We see then, that as the Sodomites went down into death, so those hosts of the Egyptians went down into death, and all mankind go down into the great prison-house, the tomb, sheol, hades. We rejoice, too, that the Master says that surely "all that are in their graves shall come forth" (John 5:28,29)—the few, the faithful, into the perfection of life, the masses unto a time of trial and testing and opportunity in connection with judgments and disciplines, so that if obedient they may ultimately also attain everlasting life through the knowledge of God's dear Son and obedience to him. Remembering our Master's words, that it will be more tolerable for Sodom and Gomorrah in that day of the world's judgment than for many who had greater enlightenment, we may wonder if it will not also be true that some of these Egyptian charioteers, who in blindness and selfishness pursued the Israelites, will not be found more excusable than some of the natural seed of Abraham whom Moses led out, but who, because of lack of faith, died in the wilderness. The overthrow of the Egyptian hosts at the hand of Moses prefigured the ultimate overthrow of the powers of evil and sin and bondage at the hands of Christ.
If evidence were necessary to disprove the claim of evolution—that the people of early times were one remove from monkeys—that proof would be found in the way the Israelites accepted the victory the Lord had given them in their [R3998 : page 158] own passage of the sea in safety and of the destruction therein of their pursuers and enemies. Did they riot in a carnival of vice? Did they have a war-dance with tom-toms? Quite to the contrary. Overflowing with religious sentiment, they gave thanks unto the Lord God, recognizing him as their Deliverer. Moses composed a hymn of praise in which the people joined, while Moses' sister Miriam and the singing women prepared a response to the various parts of the hymn of praise. Hebrew scholars have remarked on the evidence of the antiquity of the song of Moses, recorded in Exodus 15:1-20, some even noting the fact that a few of the words showed an intermingling of the Egyptian language. It is further authenticated by the reference made to it in the book of Psalms, where the entire matter of the deliverance of the people and the overthrow of their enemies in the sea is graphically described by the sweet singer of Israel. (Psa. 106:7-12.) The incident and the Song of Moses are further corroborated by our Lord in his last message to the Church, in which he represents in symbol a certain class of his followers experiencing a great deliverance in the end of this age and singing, "The song of Moses, the servant of God, and of the Lamb."—Rev. 15:2,3.

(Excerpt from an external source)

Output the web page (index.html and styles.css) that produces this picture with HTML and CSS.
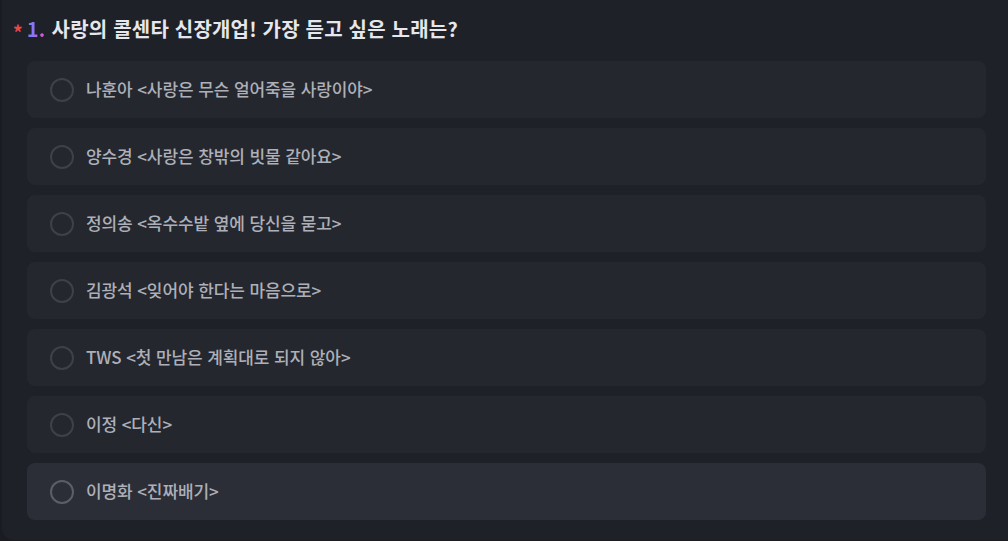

If it was appropriate, as we all admit that it was, that the Israelites should give glory to God for their deliverance from the bondage of Egypt, much more is it appropriate that spiritual Israel should recognize the still greater deliverance from the power of Satan and the thraldom of sin, accomplished for us through the blood of the Lamb of God who died for our sins. If the illiterate people who had been in a measure of slavery for a long period and who had not the advantages of this Gospel age were prompted to give thanks to the Lord, how much more should we, who have tasted of his grace and goodness, show forth the praises of him who hath called us out of darkness into his marvellous light." (1 Pet. 2:9.) What wonder, then, that the Scriptures everywhere refer to the Lord's people as being ministers, servants, of the Truth, and declare that the Lord has [R3999 : page 158] not only lifted our feet from the horrible pit and miry clay of sin and death, but has additionally "put into our mouths a new song, even the loving-kindness of our God."—Psa. 40:2,3.
This song can now be sung by us who can exercise faith in the Lord, in his Word, in his providence, but it is not its complete fulfilment: that will be attained when all the people of God shall have been found—when the Lord's mercy during the Millennial age shall have opened the blind eyes of the world, unstopped the deaf ears, caused the knowledge of the Lord to fill the whole earth, and gathered all who are truly the Lord's to himself, and during the Millennial age shall have lifted them out of the bondage of sin and death and brought them into full harmony with the divine standard by the processes of restitution, according as it is written—There shall "be times of restitution of all things which God hath promised by the mouth of all the holy prophets since the world began." (Acts 3:19-21.) Then will be the great fulfilment of this passage of the Red Sea, and the overthrow of the enemies of the Lord and his people. It will be then, at the end of the Millennial age, that Satan and all who are on his side, enemies of righteousness, will be forever destroyed, and at the same time all who love righteousness and hate iniquity and avail themselves of the Lord's favors, privileges, will then be saved to the powers of an eternal life, under the leadership of the great antitypical Moses, as it is written—"A Prophet shall the Lord your God raise up unto you from amongst your brethren like unto me [Moses]; him shall ye hear in all things whatsoever he shall say unto you. And it shall come to pass that the soul that will not obey that Prophet shall be destroyed from amongst the people."—Acts 3:22,23.